Warren is necessary to keep the illusion of Max being straight. So those who don’t “ship it” are able to deny the true connection with Chloe because of her commitment to “Go Ape” with Warren or the undeserved kiss option at the end of Episode Five.

This is exactly what happened with Legend of Korra. The finale of the show ended with Korra and Asami staring lovingly into each other’s eyes. It’s been officially deemed canon that the two are romantically involved. Yet, they couldn’t say anything officially in the show in order to create that illusion. It’s why Korra had her conversation with Mako at the end that proved they were on good terms and potentially both single.

It’s why Kingdom Hearts created the “close bond” between Roxas and Xion in Kingdom Hearts 358/2 to mask the obvious romantic connection between Roxas and Axel.

Still not convinced?

Consider this.

What if Chloe had been a boy instead?

Let’s try: Max + Cole.

Max and Cole grew up together. They know each other inside and out. They get into trouble together, joke with each other, flirt with each other, dance together, investigate together, share secrets with each other, sleep together in the same bed… Max discovers her powers to reverse time because she wants to save Cole’s life. And she continues to use her powers – even though they are making the environment go crazy and are possibly killing her – again and again. But in the end, they aren’t officially together.

How many people would rage quit? How many people would it piss off?

Now, suddenly, instead of this being a relationship that is “forced on the player,” it somehow would become deemed “canon.”

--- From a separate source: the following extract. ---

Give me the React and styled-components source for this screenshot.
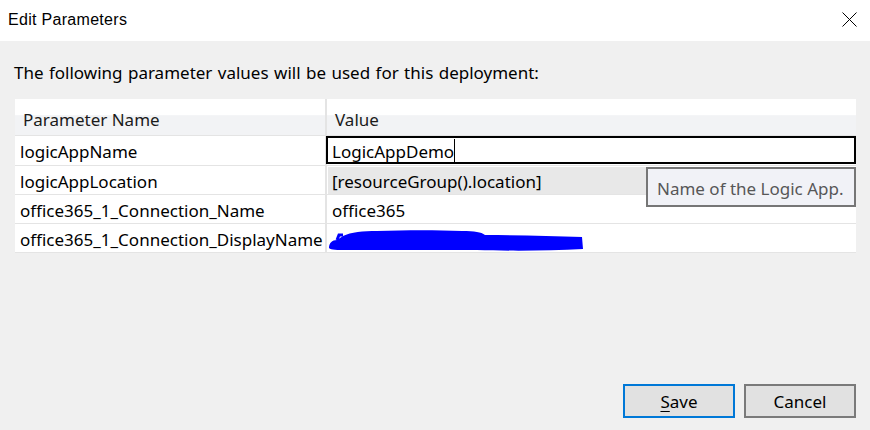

As a gay writer and game developer, this disheartens me beyond words can express. Gay marriage is legal now across the states. Same-sex relationships are starting to pop up in all forms of entertainment. Transgender issues are starting to be recognized as issues. The LGBTQQIAAN community seems to finally be gaining some recognition, respect, and acceptance…

And yet, so many people find it hard to believe that Max Caulfield was in love with another girl.

That is why Life is Strange made me cry.